Si esa inacción de Albaca en el caso Lebbos fue intencional o no, lo investiga la fiscala Juana Prieto de Sólimo. Lo cierto es que no se produjeron pruebas que tal vez hubieran facilitado llegar a la verdad. Los mensajes de texto, por ejemplo, sólo se guardan seis meses. Luego es imposible conocer su contenido. Los entrecruzamientos de llamados tampoco tienen la misma efectividad, cuando hay testigos que al ser citados a declarar no recuerdan en detalle porqué realizaron determinadas comunicaciones. Al vacío se le suma el irregular mercado de las telecomunicaciones. Muchas líneas telefónicas que fueron investigadas estaban a nombre de personas inexistentes. Incluso, hay números de teléfono que las prestatarias del servicio no supieron indicar a quiénes habían pertenecido.

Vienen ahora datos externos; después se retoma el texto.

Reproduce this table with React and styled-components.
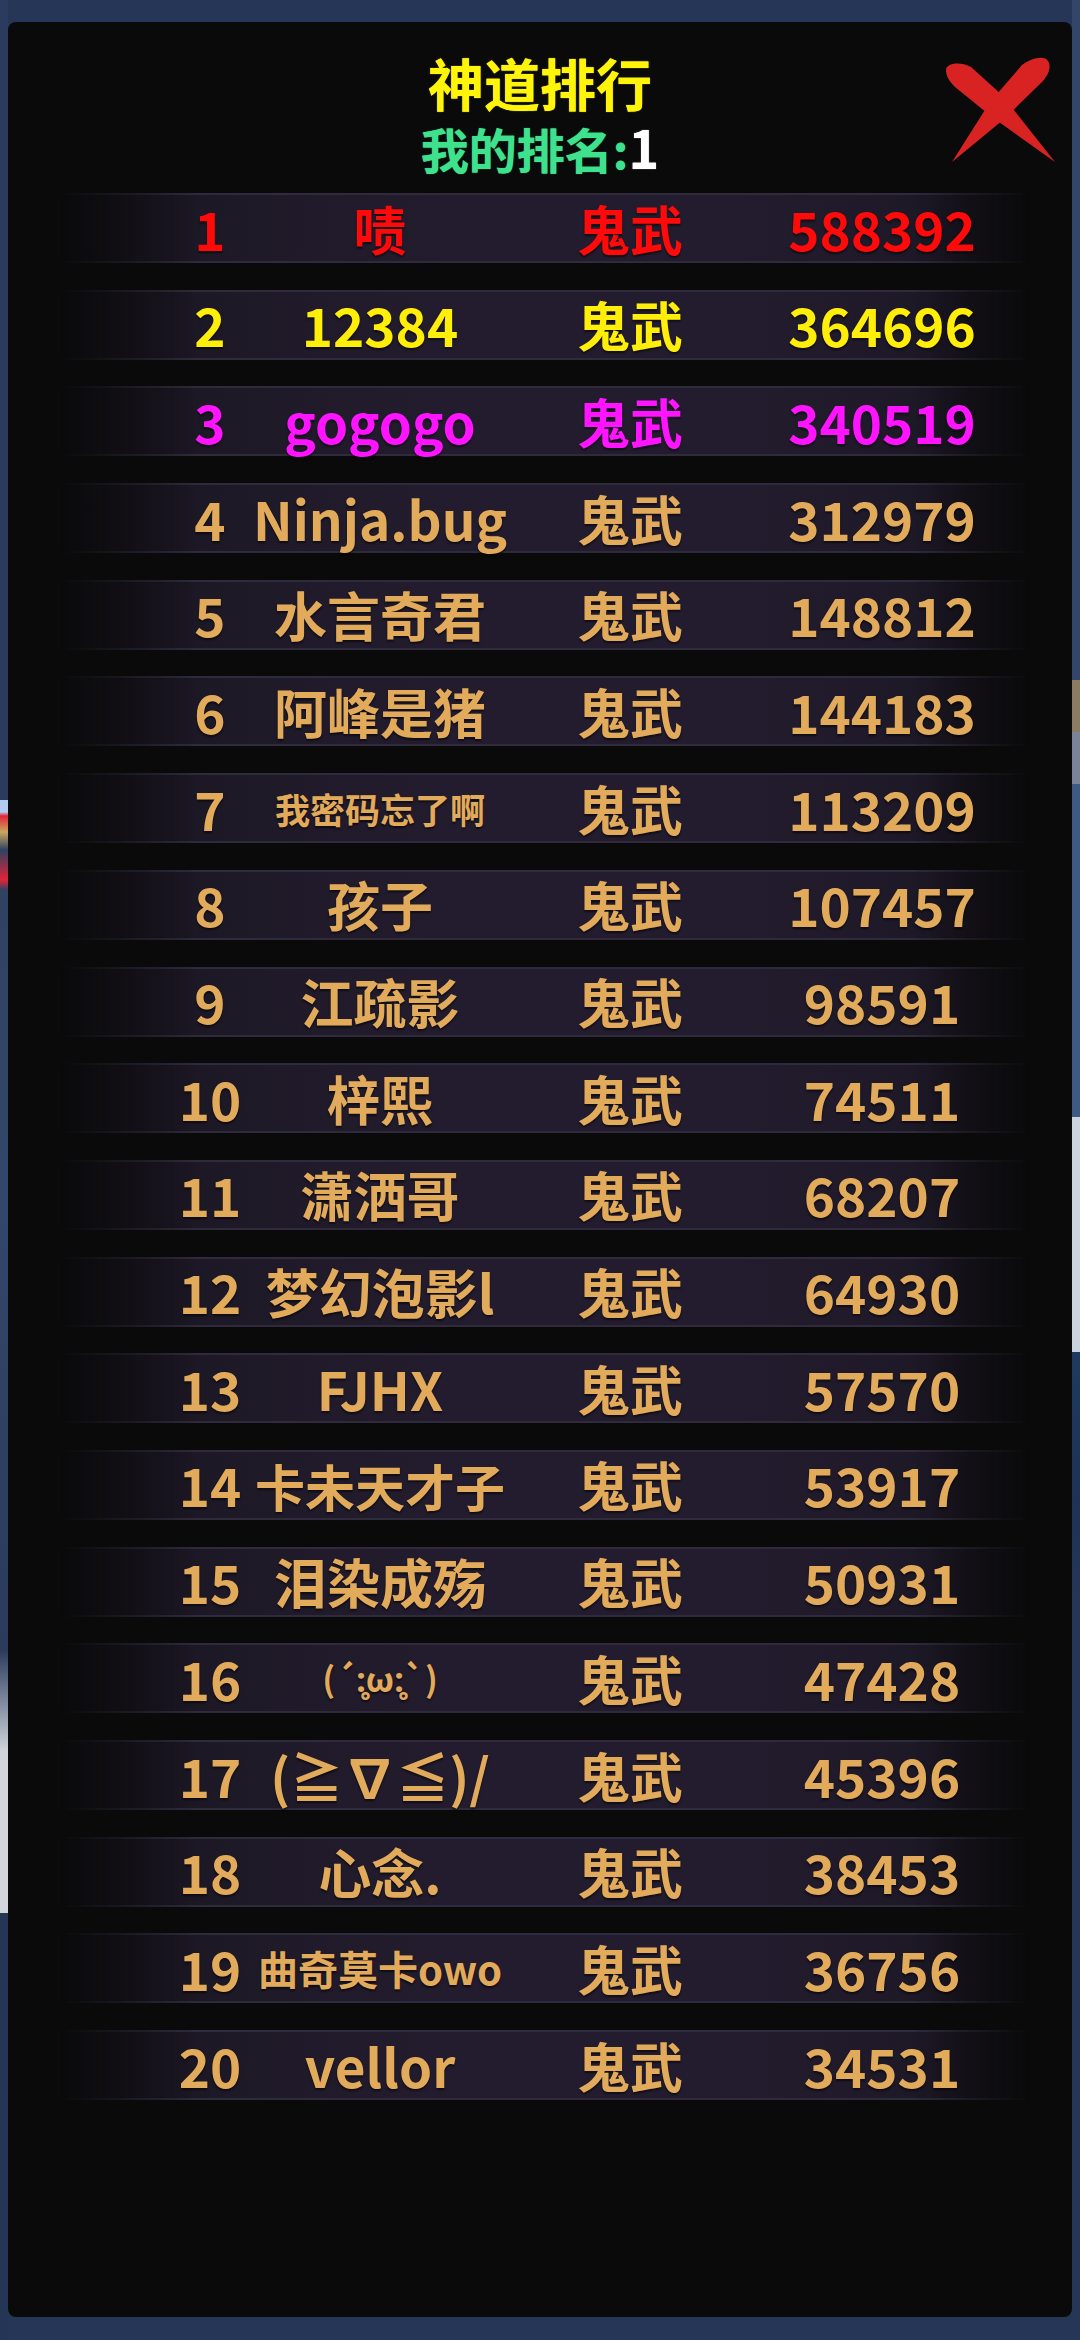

Las versiones de los testigos “de oídas” no son pruebas por sí solas. Deben ser cotejadas con testigos más directos. Es lo que se hizo en la causa en el último año y medio. Fue citado a declarar un jardinero del gobernador José Alperovich, ya que un hombre aseguró que le había contado que los hijos del mandatario “tenían algo que ver”. El jardinero negó esa versión. López Ávila lo sometió a un careo con el denunciante, y los dos se mantuvieron firmes en su posición. Esas situaciones se repitieron hasta el hartazgo. Errado o no, el fiscal se convenció de que había agotado todas las pruebas que podía llevar adelante y que había determinado quiénes habrían realizado maniobras de encubrimiento, y que Luis Gómez alguna participación podría haber tenido, al tener el teléfono de Paulina en sus manos a horas de su desaparición. En el juicio oral, la declaración de algún testigo podría reabrir alguna hipótesis. Y esa fue la opción elegida, ante el riesgo de tener que firmar en unos años la prescripción y que ni siquiera los supuestos encubridores detectados vayan a juicio. Mientras tanto, Paulina sigue esperando justicia.